Then, with respect, your experience appears to be limited, and your opinions parochial.

    Your problem is not with programmers but with a term called abstraction.
    And fighting that is futile. The benefits vastly over weight any
    intellectual argument you can present against it.
This is just bizarre. I'm a pure mathematician - how can you suggest my problem is with abstraction? How can you possibly think I'm offering any argument against abstraction?


When I said 'your', I didn't mean 'you'. I mean't the problem with 'your argument'. I apologize if this has hurt you. Its like code review, I was intending to critique your argument, not you.

Yes, I agree my experience is limited. In fact now that you mention you have been a programmer for 30 years.

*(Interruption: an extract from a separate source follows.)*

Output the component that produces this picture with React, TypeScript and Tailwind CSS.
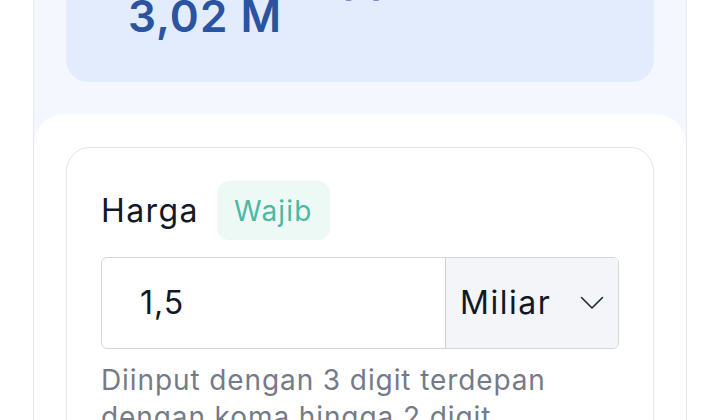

I now realize I have much more to learn and understand, Its possible I have simply don't even know what you know and how deeply you understand things.

What advice would you give to some one like me.


  > I meant the problem with 'your argument'.
To recap the discussion:

==========

Chirono: I find this comment interesting given the recent ... talk about not using maths puzzles in programmer interviews. This is perhaps an interesting real-world case that demonstrates how a mathematical outlook leads to much cleaner code.

thomasz: The secret sauce here is not the ability to solve "maths puzzles", but specialized domain knowledge.

I replied: That's exactly the wrong way round. You can acquire domain knowledge, you can have a domain expert assigned to you to work with you. What you can't acquire, on demand, is the ability to think in the ways that mathematics gives you. That requires extensive training and practice, and recognizing when obscure bits of theory are applied is something that doesn't come overnight.

==========

So my argument is that while domain knowledge is a good thing, and (jacquesm eloquently argued) often necessary to solve a problem, it usually can be acquired as needed through reading, study, and discussion with local experts. The ability to recognize, let alone solve, problems that are actually obscure mathematics in disguise cannot be acquired on as "as needed" basis. This is why knowledge of advanced mathematics needs to be gained early, and if you don't have it by the time you are a practising, working programmer, you are unlikely ever to acquire it.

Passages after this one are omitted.